Corey Seemiller is the author of the new book The Soulmate Strategy: My Imperfect Plan to Conquer Heartbreak and Find True Love. She is the co-host of the Rock That Relationship! podcast, and is a leadership educator. She lives in Tucson, Arizona.
Q: What inspired you to write The Soulmate Strategy?
A: As a lesbian, I know first-hand that there are very few books that validate the life experiences, relationships, and heartbreak of women who love women. I know because I was on an endless search for them when I was suffering heartache.
After my seven-year relationship came crashing down, I was left scrambling for anything that could help me feel in control. I needed information, validation, inspiration . . . whatever would make the pain subside and allow me to move on and find love again. I binged podcasts and audiobooks, but nothing fully reached me.
So, I chronicled my heartbreak to healing journey as it was happening. Writing this book as my life unfolded was wholly authentic, raw, and unscripted, leaving me not knowing the ending until I felt that the story reached what felt like its natural destination.
My hope is that my memoir inspires readers to love themselves, missteps and all, as they go through or reflect on their own journeys from heartbreak to healing to love again.
Q: How was the book's title chosen, and what does it signify for you?
A: This book went through many title iterations beginning with, “My Love Life is Terrible, and Why I’m Grateful for That,” which no one except for one friend seemed to like.
I then shifted to “The Healing Plan: My Relentless Quest to Conquer Heartbreak and Find ‘The One,’” which seemed to come off more like a nutrition self-help guide meets breakup recovery textbook.
I then landed on “The Soulmate Search,” which I became quite attached to. But, then I learned that the title was also the name of some lesser-known movie and would confuse readers.
After recovering from the disappointment of losing my clever “Soulmate Search” title, I started to think, “Was this a search or more of a contrived, planned, and scripted quest?” The answer to that question was clear: My journey was far of a more strategic process than a passive search.
Thus, I worked with my memoir coach to finalize a title that felt perfectly fitting: “The Soulmate Strategy: My Imperfect Plan to Conquer Heartbreak and Find True Love.” That one felt like it reflected my Type-A personality and need to force my way through healing and finding love, which is exactly what this story is about!
Q: What do you see as the most common perceptions and misconceptions about soulmates?
A: I used to believe that people have one soulmate and that they spend their lives scouring the Earth hoping to run into their person so they could have true love.
But my view of soulmates expanded greatly throughout the journey I wrote about in the book. As I met with intuitives and learned more about the subject, I began to believe that our soul circles are much wider, and comprise dozens, if not hundreds, of people with whom we have deep and complex past life histories.

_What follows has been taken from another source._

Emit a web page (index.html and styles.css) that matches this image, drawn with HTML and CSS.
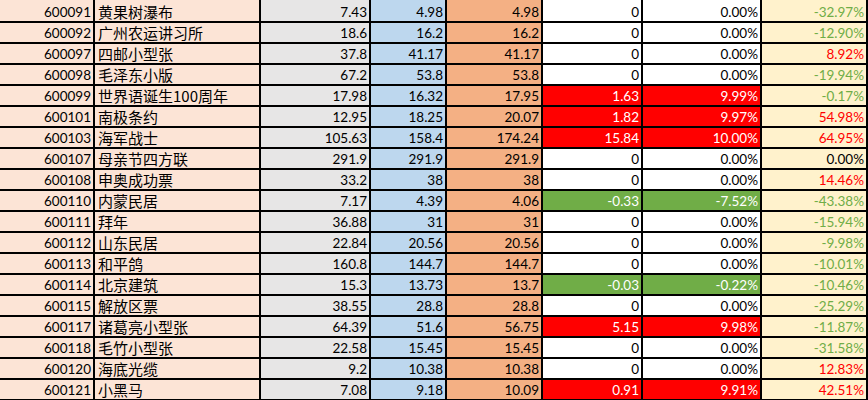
FILE: index.html
```html
<!DOCTYPE html>
<html lang="zh">
<head>
<meta charset="utf-8">
<link rel="stylesheet" href="styles.css">
</head>
<body>
<div class="sheet">
  <div class="row first"><div class="c code">600091</div><div class="c name">黄果树瀑布</div><div class="c n gray">7.43</div><div class="c n blue">4.98</div><div class="c n orange">4.98</div><div class="c n">0</div><div class="c n">0.00%</div><div class="c n yel neg">-32.97%</div></div>
  <div class="row"><div class="c code">600092</div><div class="c name">广州农运讲习所</div><div class="c n gray">18.6</div><div class="c n blue">16.2</div><div class="c n orange">16.2</div><div class="c n">0</div><div class="c n">0.00%</div><div class="c n yel neg">-12.90%</div></div>
  <div class="row"><div class="c code">600097</div><div class="c name">四邮小型张</div><div class="c n gray">37.8</div><div class="c n blue">41.17</div><div class="c n orange">41.17</div><div class="c n">0</div><div class="c n">0.00%</div><div class="c n yel pos">8.92%</div></div>
  <div class="row"><div class="c code">600098</div><div class="c name">毛泽东小版</div><div class="c n gray">67.2</div><div class="c n blue">53.8</div><div class="c n orange">53.8</div><div class="c n">0</div><div class="c n">0.00%</div><div class="c n yel neg">-19.94%</div></div>
  <div class="row"><div class="c code">600099</div><div class="c name">世界语诞生100周年</div><div class="c n gray">17.98</div><div class="c n blue">16.32</div><div class="c n orange">17.95</div><div class="c n up">1.63</div><div class="c n up">9.99%</div><div class="c n yel neg">-0.17%</div></div>
  <div class="row"><div class="c code">600101</div><div class="c name">南极条约</div><div class="c n gray">12.95</div><div class="c n blue">18.25</div><div class="c n orange">20.07</div><div class="c n up">1.82</div><div class="c n up">9.97%</div><div class="c n yel pos">54.98%</div></div>
  <div class="row"><div class="c code">600103</div><div class="c name">海军战士</div><div class="c n gray">105.63</div><div class="c n blue">158.4</div><div class="c n orange">174.24</div><div class="c n up">15.84</div><div class="c n up">10.00%</div><div class="c n yel pos">64.95%</div></div>
  <div class="row"><div class="c code">600107</div><div class="c name">母亲节四方联</div><div class="c n gray">291.9</div><div class="c n blue">291.9</div><div class="c n orange">291.9</div><div class="c n">0</div><div class="c n">0.00%</div><div class="c n yel">0.00%</div></div>
  <div class="row"><div class="c code">600108</div><div class="c name">申奥成功票</div><div class="c n gray">33.2</div><div class="c n blue">38</div><div class="c n orange">38</div><div class="c n">0</div><div class="c n">0.00%</div><div class="c n yel pos">14.46%</div></div>
  <div class="row"><div class="c code">600110</div><div class="c name">内蒙民居</div><div class="c n gray">7.17</div><div class="c n blue">4.39</div><div class="c n orange">4.06</div><div class="c n down">-0.33</div><div class="c n down">-7.52%</div><div class="c n yel neg">-43.38%</div></div>
  <div class="row"><div class="c code">600111</div><div class="c name">拜年</div><div class="c n gray">36.88</div><div class="c n blue">31</div><div class="c n orange">31</div><div class="c n">0</div><div class="c n">0.00%</div><div class="c n yel neg">-15.94%</div></div>
  <div class="row"><div class="c code">600112</div><div class="c name">山东民居</div><div class="c n gray">22.84</div><div class="c n blue">20.56</div><div class="c n orange">20.56</div><div class="c n">0</div><div class="c n">0.00%</div><div class="c n yel neg">-9.98%</div></div>
  <div class="row"><div class="c code">600113</div><div class="c name">和平鸽</div><div class="c n gray">160.8</div><div class="c n blue">144.7</div><div class="c n orange">144.7</div><div class="c n">0</div><div class="c n">0.00%</div><div class="c n yel neg">-10.01%</div></div>
  <div class="row"><div class="c code">600114</div><div class="c name">北京建筑</div><div class="c n gray">15.3</div><div class="c n blue">13.73</div><div class="c n orange">13.7</div><div class="c n down">-0.03</div><div class="c n down">-0.22%</div><div class="c n yel neg">-10.46%</div></div>
  <div class="row"><div class="c code">600115</div><div class="c name">解放区票</div><div class="c n gray">38.55</div><div class="c n blue">28.8</div><div class="c n orange">28.8</div><div class="c n">0</div><div class="c n">0.00%</div><div class="c n yel neg">-25.29%</div></div>
  <div class="row"><div class="c code">600117</div><div class="c name">诸葛亮小型张</div><div class="c n gray">64.39</div><div class="c n blue">51.6</div><div class="c n orange">56.75</div><div class="c n up">5.15</div><div class="c n up">9.98%</div><div class="c n yel neg">-11.87%</div></div>
  <div class="row"><div class="c code">600118</div><div class="c name">毛竹小型张</div><div class="c n gray">22.58</div><div class="c n blue">15.45</div><div class="c n orange">15.45</div><div class="c n">0</div><div class="c n">0.00%</div><div class="c n yel neg">-31.58%</div></div>
  <div class="row"><div class="c code">600120</div><div class="c name">海底光缆</div><div class="c n gray">9.2</div><div class="c n blue">10.38</div><div class="c n orange">10.38</div><div class="c n">0</div><div class="c n">0.00%</div><div class="c n yel pos">12.83%</div></div>
  <div class="row"><div class="c code">600121</div><div class="c name">小黑马</div><div class="c n gray">7.08</div><div class="c n blue">9.18</div><div class="c n orange">10.09</div><div class="c n up">0.91</div><div class="c n up">9.91%</div><div class="c n yel pos">42.51%</div></div>
</div>
</body>
</html>
```
FILE: styles.css
```css
html, body {
  margin: 0;
  padding: 0;
  background: #fff;
}
body {
  width: 868px;
  height: 400px;
  overflow: hidden;
}
.sheet {
  display: flex;
  flex-direction: column;
  gap: 2px;
  background: #000;
  width: 866px;
  padding: 0 2px 2px 0;
  font-family: Lato, "Noto Sans CJK SC", sans-serif;
  font-size: 13.5px;
  color: #000;
}
.row {
  display: grid;
  grid-template-columns: 93px 164px 108px 74px 94px 98px 117px 104px;
  gap: 2px;
  height: 19px;
}
.row.first {
  height: 21px;
}
.c {
  background: #fff;
  display: flex;
  align-items: center;
  padding: 1px 2px 0 2px;
  line-height: 18px;
  white-space: nowrap;
  overflow: hidden;
}
.first .c {
  padding-top: 3px;
}
.code {
  background: #fce4d6;
  justify-content: flex-end;
}
.name {
  background: #fce4d6;
  justify-content: flex-start;
  font-family: "Noto Sans CJK SC", sans-serif;
  font-size: 15px;
  padding-left: 3px;
}
.n {
  justify-content: flex-end;
}
.gray { background: #e7e6e6; }
.blue { background: #bdd7ee; }
.orange { background: #f4b084; }
.yel { background: #fff2cc; }
.up { background: #ff0000; color: #fff; }
.down { background: #70ad47; color: #fff; }
.neg { color: #70ad47; }
.pos { color: #ff0000; }
```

These individuals play a variety of roles in our present-day lives – friends, coworkers, family members, neighbors, and even in some cases, romantic partners. Our feelings towards them can be familiar, magnetic, or even uncomfortable with no explanation.

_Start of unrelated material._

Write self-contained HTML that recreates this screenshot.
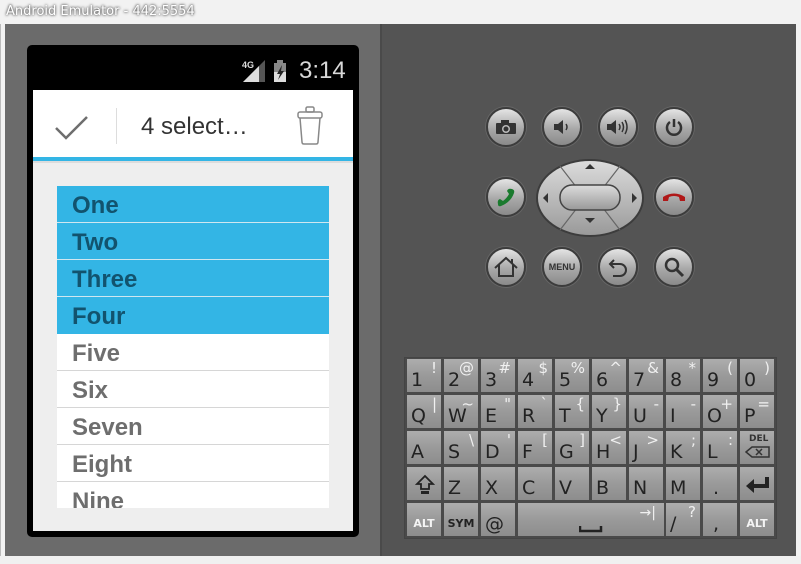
<!DOCTYPE html>
<html><head><meta charset="utf-8"><style>
*{margin:0;padding:0;box-sizing:border-box}
body{width:801px;height:564px;overflow:hidden;background:#f2f2f2;font-family:"Liberation Sans","DejaVu Sans",sans-serif;position:relative}
.a{position:absolute}
.title{left:6px;top:4px;font-size:13px;color:#fff;text-shadow:0 0 3px #666,0 0 2px #444;font-family:"DejaVu Sans",sans-serif}
.btn{position:absolute;width:40px;height:40px;border-radius:50%;background:linear-gradient(#e4e4e4,#a8a8a8 55%,#8a8a8a);border:2px solid #3c3c3c;box-shadow:0 0 0 1px #666;display:flex;align-items:center;justify-content:center}
.k{position:absolute;width:36px;height:35px;background:linear-gradient(#adadad,#9a9a9a 50%,#8d8d8d);border:1px solid #4a4a4a;color:#222;font-family:"DejaVu Sans",sans-serif}
.k .m{position:absolute;left:4px;bottom:2px;font-size:19px;line-height:19px}
.k .s{position:absolute;right:4px;top:2px;font-size:15px;color:#f0f0f0;line-height:15px}
.k .b{position:absolute;left:0;right:0;bottom:6px;text-align:center;font-size:11px;font-weight:bold;color:#f4f4f4}
.row{position:absolute;left:57px;width:272px;height:36px;font-size:24px;font-weight:bold;padding-left:15px;line-height:40px;border-bottom:1px solid #d6d6d6}
.sel{background:#33b5e5;color:#12536e;border-bottom-color:#cfe7f0}
.un{background:#fff;color:#6e6e6e}
</style></head><body>
<div class="a title">Android Emulator - 442:5554</div>
<div class="a" style="left:0;top:24px;width:801px;height:540px;background:#f2f2f2;border-left:1px solid #bbb"></div>
<div class="a" style="left:5px;top:24px;width:376px;height:532px;background:#6b6b6b"></div>
<div class="a" style="left:380px;top:24px;width:2px;height:532px;background:#4a4a4a"></div>
<div class="a" style="left:382px;top:24px;width:414px;height:532px;background:#545454"></div>
<div class="a" style="left:0;top:556px;width:801px;height:8px;background:#f0f0f0"></div>

<div class="a" style="left:27px;top:45px;width:332px;height:492px;background:#000;border-radius:5px"></div>
<div class="a" style="left:33px;top:90px;width:320px;height:441px;background:#eeeeee"></div>
<div class="a" style="left:33px;top:90px;width:320px;height:67px;background:#fff"></div>
<div class="a" style="left:33px;top:157px;width:320px;height:4px;background:#33b5e5"></div>
<div class="a" style="left:33px;top:161px;width:320px;height:2px;background:#dcdcdc"></div>
<div class="a" style="left:299px;top:57px;font-size:24px;color:#d8d8d8">3:14</div>
<svg class="a" style="left:240px;top:57px" width="56" height="26"><text x="2" y="11" font-size="9" font-weight="bold" fill="#ddd" font-family="Liberation Sans">4G</text><polygon points="3,25 25,3 25,25" fill="#555"/><polygon points="3,25 19,9 19,25" fill="#ddd"/><rect x="34" y="6" width="12" height="19" fill="#888"/><rect x="37" y="3" width="6" height="3" fill="#888"/><rect x="34" y="15" width="12" height="10" fill="#ddd"/><polygon points="42,8 37,17 40,17 38,23 44,14 41,14" fill="#222"/></svg>
<svg class="a" style="left:54px;top:114px" width="36" height="28"><polyline points="2,14 12,24 33,3" fill="none" stroke="#6e6e6e" stroke-width="2.5"/></svg>
<div class="a" style="left:116px;top:108px;width:1px;height:36px;background:#ddd"></div>
<div class="a" style="left:141px;top:113px;font-size:24px;color:#333">4 select…</div>
<svg class="a" style="left:295px;top:105px" width="32" height="42"><rect x="11" y="2" width="8" height="5" rx="1.5" fill="none" stroke="#888" stroke-width="1.5"/><rect x="3" y="7" width="24" height="6" rx="2" fill="none" stroke="#888" stroke-width="1.5"/><path d="M5 13 L7 37 Q7 39 9 39 L21 39 Q23 39 23 37 L25 13" fill="none" stroke="#888" stroke-width="1.5"/></svg>

<div class="row sel" style="top:186px;height:37px">One</div>
<div class="row sel" style="top:223px;height:37px">Two</div>
<div class="row sel" style="top:260px;height:37px">Three</div>
<div class="row sel" style="top:297px;height:37px;border-bottom:none">Four</div>
<div class="row un" style="top:334px;height:37px">Five</div>
<div class="row un" style="top:371px;height:37px">Six</div>
<div class="row un" style="top:408px;height:37px">Seven</div>
<div class="row un" style="top:445px;height:37px">Eight</div>
<div class="row un" style="top:482px;height:26px;overflow:hidden;border:none">Nine</div>

<div class="btn" style="left:486px;top:107px"><svg width="22" height="16"><rect x="1" y="4" width="20" height="11" rx="1" fill="#333"/><rect x="6" y="1" width="8" height="4" fill="#333"/><circle cx="11" cy="10" r="4" fill="#bbb"/><circle cx="11" cy="10" r="2.5" fill="#333"/></svg></div>
<div class="btn" style="left:542px;top:107px"><svg width="20" height="16"><polygon points="2,5 6,5 11,1 11,15 6,11 2,11" fill="#333"/><path d="M14 5 Q16 8 14 11" stroke="#333" stroke-width="1.5" fill="none"/></svg></div>
<div class="btn" style="left:598px;top:107px"><svg width="26" height="18"><polygon points="2,6 6,6 11,2 11,16 6,12 2,12" fill="#333"/><path d="M14 6 Q16 9 14 12 M17 4 Q20 9 17 14 M20 2 Q24 9 20 16" stroke="#333" stroke-width="1.5" fill="none"/></svg></div>
<div class="btn" style="left:654px;top:107px"><svg width="20" height="20"><path d="M6 5 A7 7 0 1 0 14 5" stroke="#333" stroke-width="2.5" fill="none"/><line x1="10" y1="2" x2="10" y2="10" stroke="#333" stroke-width="2.5"/></svg></div>
<div class="btn" style="left:486px;top:177px"><svg width="22" height="22"><path d="M3 18 Q2 14 5 13 L8 15 Q12 12 14 8 L12 5 Q13 2 17 3 Q20 4 19 7 Q16 16 6 20 Q3 21 3 18Z" fill="#1a7a2e"/></svg></div>
<div class="btn" style="left:654px;top:177px"><svg width="26" height="12"><path d="M2 10 L2 6 Q13 -1 24 6 L24 10 L19 10 L18 6 Q13 4 8 6 L7 10Z" fill="#b01818"/></svg></div>
<div class="btn" style="left:486px;top:247px"><svg width="26" height="22"><path d="M2 12 L13 2 L24 12 M6 9 L6 20 L20 20 L20 9 M19 3 L19 7" stroke="#333" stroke-width="2" fill="none"/></svg></div>
<div class="btn" style="left:542px;top:247px"><span style="font-size:9px;font-weight:bold;color:#333">MENU</span></div>
<div class="btn" style="left:598px;top:247px"><svg width="22" height="22"><path d="M7 4 L3 8 L7 12 M3 8 L13 8 A6 6 0 0 1 13 20 L6 20" stroke="#333" stroke-width="2" fill="none"/></svg></div>
<div class="btn" style="left:654px;top:247px"><svg width="22" height="22"><circle cx="9" cy="9" r="6" stroke="#333" stroke-width="2.5" fill="none"/><line x1="13" y1="13" x2="20" y2="20" stroke="#333" stroke-width="3"/></svg></div>

<svg class="a" style="left:535px;top:158px" width="110" height="80"><defs><linearGradient id="g" x1="0" y1="0" x2="0" y2="1"><stop offset="0" stop-color="#dcdcdc"/><stop offset="1" stop-color="#999"/></linearGradient></defs>
<ellipse cx="55" cy="40" rx="53" ry="38" fill="url(#g)" stroke="#3c3c3c" stroke-width="2"/>
<path d="M25 8 L42 30 M85 8 L68 30 M25 72 L42 50 M85 72 L68 50" stroke="#666" stroke-width="1.2"/>
<rect x="25" y="27" width="60" height="25" rx="12" fill="url(#g)" stroke="#444" stroke-width="1.5"/>
<polygon points="55,6 50,11 60,11" fill="#333"/><polygon points="55,65 50,60 60,60" fill="#333"/>
<polygon points="8,40 13,35 13,45" fill="#333"/><polygon points="102,40 97,35 97,45" fill="#333"/></svg>

<div class="a" style="left:404px;top:357px;width:373px;height:182px;background:#4a4a4a;border:1px solid #444"></div>
<div class="k" style="left:406px;top:358px"><span class="m">1</span><span class="s">!</span></div>
<div class="k" style="left:443px;top:358px"><span class="m">2</span><span class="s">@</span></div>
<div class="k" style="left:480px;top:358px"><span class="m">3</span><span class="s">#</span></div>
<div class="k" style="left:517px;top:358px"><span class="m">4</span><span class="s">$</span></div>
<div class="k" style="left:554px;top:358px"><span class="m">5</span><span class="s">%</span></div>
<div class="k" style="left:591px;top:358px"><span class="m">6</span><span class="s">^</span></div>
<div class="k" style="left:628px;top:358px"><span class="m">7</span><span class="s">&amp;</span></div>
<div class="k" style="left:665px;top:358px"><span class="m">8</span><span class="s">*</span></div>
<div class="k" style="left:702px;top:358px"><span class="m">9</span><span class="s">(</span></div>
<div class="k" style="left:739px;top:358px"><span class="m">0</span><span class="s">)</span></div>

<div class="k" style="left:406px;top:394px"><span class="m">Q</span><span class="s">|</span></div>
<div class="k" style="left:443px;top:394px"><span class="m">W</span><span class="s">~</span></div>
<div class="k" style="left:480px;top:394px"><span class="m">E</span><span class="s">"</span></div>
<div class="k" style="left:517px;top:394px"><span class="m">R</span><span class="s">`</span></div>
<div class="k" style="left:554px;top:394px"><span class="m">T</span><span class="s">{</span></div>
<div class="k" style="left:591px;top:394px"><span class="m">Y</span><span class="s">}</span></div>
<div class="k" style="left:628px;top:394px"><span class="m">U</span><span class="s">-</span></div>
<div class="k" style="left:665px;top:394px"><span class="m">I</span><span class="s">-</span></div>
<div class="k" style="left:702px;top:394px"><span class="m">O</span><span class="s">+</span></div>
<div class="k" style="left:739px;top:394px"><span class="m">P</span><span class="s">=</span></div>

<div class="k" style="left:406px;top:430px"><span class="m">A</span></div>
<div class="k" style="left:443px;top:430px"><span class="m">S</span><span class="s">\</span></div>
<div class="k" style="left:480px;top:430px"><span class="m">D</span><span class="s">'</span></div>
<div class="k" style="left:517px;top:430px"><span class="m">F</span><span class="s">[</span></div>
<div class="k" style="left:554px;top:430px"><span class="m">G</span><span class="s">]</span></div>
<div class="k" style="left:591px;top:430px"><span class="m">H</span><span class="s">&lt;</span></div>
<div class="k" style="left:628px;top:430px"><span class="m">J</span><span class="s">&gt;</span></div>
<div class="k" style="left:665px;top:430px"><span class="m">K</span><span class="s">;</span></div>
<div class="k" style="left:702px;top:430px"><span class="m">L</span><span class="s">:</span></div>
<div class="k" style="left:739px;top:430px"><span style="position:absolute;left:9px;top:3px;font-size:9px;font-weight:bold;color:#333">DEL</span><svg style="position:absolute;left:5px;top:15px" width="26" height="13"><path d="M1 6 L7 1 L24 1 L24 11 L7 11Z" fill="none" stroke="#333" stroke-width="1.5"/><path d="M11 3 L17 9 M17 3 L11 9" stroke="#333" stroke-width="1.5"/></svg></div>

<div class="k" style="left:406px;top:466px"><svg style="position:absolute;left:8px;top:7px" width="20" height="22"><path d="M10 2 L2 10 L6 10 L6 15 L14 15 L14 10 L18 10Z" fill="none" stroke="#222" stroke-width="1.8"/><rect x="6" y="17" width="8" height="3" fill="#222"/></svg></div>
<div class="k" style="left:443px;top:466px"><span class="m">Z</span></div>
<div class="k" style="left:480px;top:466px"><span class="m">X</span></div>
<div class="k" style="left:517px;top:466px"><span class="m">C</span></div>
<div class="k" style="left:554px;top:466px"><span class="m">V</span></div>
<div class="k" style="left:591px;top:466px"><span class="m">B</span></div>
<div class="k" style="left:628px;top:466px"><span class="m">N</span></div>
<div class="k" style="left:665px;top:466px"><span class="m">M</span></div>
<div class="k" style="left:702px;top:466px"><span class="m" style="left:10px">.</span></div>
<div class="k" style="left:739px;top:466px"><svg style="position:absolute;left:5px;top:9px" width="26" height="18"><path d="M22 1 L22 10 L8 10" fill="none" stroke="#222" stroke-width="4"/><polygon points="1,10 9,3 9,17" fill="#222"/></svg></div>

<div class="k" style="left:406px;top:502px"><span class="b">ALT</span></div>
<div class="k" style="left:443px;top:502px"><span class="b" style="color:#222">SYM</span></div>
<div class="k" style="left:480px;top:502px"><span class="m">@</span></div>
<div class="k" style="left:517px;top:502px;width:148px"><svg style="position:absolute;left:61px;top:22px" width="24" height="8"><path d="M1 1 L1 6 L22 6 L22 1" fill="none" stroke="#222" stroke-width="2.5"/></svg><span style="position:absolute;right:8px;top:2px;color:#f0f0f0;font-size:14px">→|</span></div>
<div class="k" style="left:665px;top:502px"><span class="m">/</span><span class="s">?</span></div>
<div class="k" style="left:702px;top:502px"><span class="m" style="left:10px">,</span></div>
<div class="k" style="left:739px;top:502px"><span class="b">ALT</span></div>
</body></html>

Often, we have a purpose in meeting them – perhaps to complete a soul contract, finalize unfinished business from a past life, or to serve as a familiar traveling companion from lifetime to lifetime.
Many people in my soul circle emerged throughout my journey, affirming for me that their presence in my life was far more profound than I had ever imagined . . . maybe even more so than any elusive romantic soulmate I was on the hunt for.
The other perspective about soulmates that shifted for me was that I formerly believed that if I somehow found my soulmate, I would be guaranteed a fail-safe relationship in this lifetime.
I learned quickly, though, that because of soul contracts, not all people in our circles are destined to play “forever” roles in our present lives. Thus, we have to trust our intuition to draw us to people we connect with, and then invest our heart, time, and energy into those relationships, while not being afraid to leave if the connection no longer brings us joy.
Q: What impact did it have on you to write the book, and can you say more about what you hope readers take away from it?
A: For one, writing the book played a significant part in my healing journey. While writing, I could reflect and make meaning of my experience as it was unfolding, allowing me to process my emotions in a unique way.
In addition, the four years of editing continuously thrust me back into the story, where I discovered even more meaning and resolution.
I hope readers see that heartbreak can be messy for just about everyone who goes through it. We tend to think we are alone in feeling out of control, trying to grasp onto anything that would make the hurt, angst, and pain subside.
But we aren’t alone. Heartbreak is universal; and, if people venture along with me during my chaotic quest to heal and find love, maybe they will feel more validated in their own journeys through heartache and love.
Q: What are you working on now?
A: I’m in the editing stage of a follow-on book about healing after heartbreak. I took many of the tactical ideas from my memoir, expanded on them, and incorporated them into an interactive and inspirational guide for surviving and thriving after heartbreak.
Q: Anything else we should know?
A: I loved writing this book. But it was hard. I relived difficult moments over and over as I wrote and then later edited the manuscript. As time went on, though, I became more distanced from each event and could see them from a slightly different vantage point, allowing me to discover and unpack more about my own experience.
In the book, I list 44 items on my checklist I did to help me with healing. But, honestly, writing this book was by far the most healing. And, for that, I’m grateful.